(What you will do):
Reproduce the material in full, unchanged.

(Source material):
════

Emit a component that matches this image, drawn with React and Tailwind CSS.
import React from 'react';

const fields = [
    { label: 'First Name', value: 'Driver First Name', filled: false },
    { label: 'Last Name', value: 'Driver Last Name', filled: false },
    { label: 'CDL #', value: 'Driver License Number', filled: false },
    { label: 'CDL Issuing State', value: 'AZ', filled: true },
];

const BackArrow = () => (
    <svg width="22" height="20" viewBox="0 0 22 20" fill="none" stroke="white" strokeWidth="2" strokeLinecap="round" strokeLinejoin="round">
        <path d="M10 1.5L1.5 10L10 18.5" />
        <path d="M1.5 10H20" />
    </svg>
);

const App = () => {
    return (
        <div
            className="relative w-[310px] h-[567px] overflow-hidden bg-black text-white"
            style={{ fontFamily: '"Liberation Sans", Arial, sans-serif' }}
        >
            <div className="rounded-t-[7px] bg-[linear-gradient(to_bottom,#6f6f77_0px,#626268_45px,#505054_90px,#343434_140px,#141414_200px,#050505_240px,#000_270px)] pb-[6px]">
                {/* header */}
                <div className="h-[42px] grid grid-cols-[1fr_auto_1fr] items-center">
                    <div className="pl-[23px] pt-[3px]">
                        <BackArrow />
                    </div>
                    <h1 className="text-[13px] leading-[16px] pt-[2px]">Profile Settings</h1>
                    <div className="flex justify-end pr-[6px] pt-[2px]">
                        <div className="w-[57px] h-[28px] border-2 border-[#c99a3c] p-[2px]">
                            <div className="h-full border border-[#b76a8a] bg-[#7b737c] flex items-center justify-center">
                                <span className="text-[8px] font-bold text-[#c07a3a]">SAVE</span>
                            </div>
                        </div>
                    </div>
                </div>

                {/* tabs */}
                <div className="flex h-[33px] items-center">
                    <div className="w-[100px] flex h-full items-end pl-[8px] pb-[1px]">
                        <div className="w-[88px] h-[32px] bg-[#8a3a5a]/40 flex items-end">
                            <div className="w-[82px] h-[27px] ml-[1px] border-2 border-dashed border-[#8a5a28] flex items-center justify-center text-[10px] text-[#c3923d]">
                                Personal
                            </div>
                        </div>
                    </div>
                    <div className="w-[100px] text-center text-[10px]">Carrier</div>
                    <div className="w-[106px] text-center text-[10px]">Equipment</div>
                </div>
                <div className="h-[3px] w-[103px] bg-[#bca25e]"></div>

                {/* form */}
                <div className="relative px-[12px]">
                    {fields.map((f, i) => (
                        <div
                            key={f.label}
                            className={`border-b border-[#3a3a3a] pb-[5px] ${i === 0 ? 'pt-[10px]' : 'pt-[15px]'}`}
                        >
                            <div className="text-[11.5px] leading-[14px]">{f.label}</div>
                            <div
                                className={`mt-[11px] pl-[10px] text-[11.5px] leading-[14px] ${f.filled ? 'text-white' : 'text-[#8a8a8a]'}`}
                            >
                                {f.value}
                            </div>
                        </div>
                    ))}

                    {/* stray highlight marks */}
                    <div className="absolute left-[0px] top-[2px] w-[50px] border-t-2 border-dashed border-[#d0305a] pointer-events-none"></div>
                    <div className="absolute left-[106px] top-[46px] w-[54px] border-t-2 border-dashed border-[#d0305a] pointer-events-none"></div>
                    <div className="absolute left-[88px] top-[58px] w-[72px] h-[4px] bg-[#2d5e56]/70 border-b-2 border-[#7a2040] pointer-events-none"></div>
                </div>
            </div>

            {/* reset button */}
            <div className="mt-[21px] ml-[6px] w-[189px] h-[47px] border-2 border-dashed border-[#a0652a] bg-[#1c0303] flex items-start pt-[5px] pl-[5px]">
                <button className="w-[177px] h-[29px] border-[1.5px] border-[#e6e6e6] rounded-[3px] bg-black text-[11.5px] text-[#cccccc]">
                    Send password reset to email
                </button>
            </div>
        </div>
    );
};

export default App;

════

(Solution):
Emit a component that matches this image, drawn with React and Tailwind CSS.
import React from 'react';

const fields = [
    { label: 'First Name', value: 'Driver First Name', filled: false },
    { label: 'Last Name', value: 'Driver Last Name', filled: false },
    { label: 'CDL #', value: 'Driver License Number', filled: false },
    { label: 'CDL Issuing State', value: 'AZ', filled: true },
];

const BackArrow = () => (
    <svg width="22" height="20" viewBox="0 0 22 20" fill="none" stroke="white" strokeWidth="2" strokeLinecap="round" strokeLinejoin="round">
        <path d="M10 1.5L1.5 10L10 18.5" />
        <path d="M1.5 10H20" />
    </svg>
);

const App = () => {
    return (
        <div
            className="relative w-[310px] h-[567px] overflow-hidden bg-black text-white"
            style={{ fontFamily: '"Liberation Sans", Arial, sans-serif' }}
        >
            <div className="rounded-t-[7px] bg-[linear-gradient(to_bottom,#6f6f77_0px,#626268_45px,#505054_90px,#343434_140px,#141414_200px,#050505_240px,#000_270px)] pb-[6px]">
                {/* header */}
                <div className="h-[42px] grid grid-cols-[1fr_auto_1fr] items-center">
                    <div className="pl-[23px] pt-[3px]">
                        <BackArrow />
                    </div>
                    <h1 className="text-[13px] leading-[16px] pt-[2px]">Profile Settings</h1>
                    <div className="flex justify-end pr-[6px] pt-[2px]">
                        <div className="w-[57px] h-[28px] border-2 border-[#c99a3c] p-[2px]">
                            <div className="h-full border border-[#b76a8a] bg-[#7b737c] flex items-center justify-center">
                                <span className="text-[8px] font-bold text-[#c07a3a]">SAVE</span>
                            </div>
                        </div>
                    </div>
                </div>

                {/* tabs */}
                <div className="flex h-[33px] items-center">
                    <div className="w-[100px] flex h-full items-end pl-[8px] pb-[1px]">
                        <div className="w-[88px] h-[32px] bg-[#8a3a5a]/40 flex items-end">
                            <div className="w-[82px] h-[27px] ml-[1px] border-2 border-dashed border-[#8a5a28] flex items-center justify-center text-[10px] text-[#c3923d]">
                                Personal
                            </div>
                        </div>
                    </div>
                    <div className="w-[100px] text-center text-[10px]">Carrier</div>
                    <div className="w-[106px] text-center text-[10px]">Equipment</div>
                </div>
                <div className="h-[3px] w-[103px] bg-[#bca25e]"></div>

                {/* form */}
                <div className="relative px-[12px]">
                    {fields.map((f, i) => (
                        <div
                            key={f.label}
                            className={`border-b border-[#3a3a3a] pb-[5px] ${i === 0 ? 'pt-[10px]' : 'pt-[15px]'}`}
                        >
                            <div className="text-[11.5px] leading-[14px]">{f.label}</div>
                            <div
                                className={`mt-[11px] pl-[10px] text-[11.5px] leading-[14px] ${f.filled ? 'text-white' : 'text-[#8a8a8a]'}`}
                            >
                                {f.value}
                            </div>
                        </div>
                    ))}

                    {/* stray highlight marks */}
                    <div className="absolute left-[0px] top-[2px] w-[50px] border-t-2 border-dashed border-[#d0305a] pointer-events-none"></div>
                    <div className="absolute left-[106px] top-[46px] w-[54px] border-t-2 border-dashed border-[#d0305a] pointer-events-none"></div>
                    <div className="absolute left-[88px] top-[58px] w-[72px] h-[4px] bg-[#2d5e56]/70 border-b-2 border-[#7a2040] pointer-events-none"></div>
                </div>
            </div>

            {/* reset button */}
            <div className="mt-[21px] ml-[6px] w-[189px] h-[47px] border-2 border-dashed border-[#a0652a] bg-[#1c0303] flex items-start pt-[5px] pl-[5px]">
                <button className="w-[177px] h-[29px] border-[1.5px] border-[#e6e6e6] rounded-[3px] bg-black text-[11.5px] text-[#cccccc]">
                    Send password reset to email
                </button>
            </div>
        </div>
    );
};

export default App;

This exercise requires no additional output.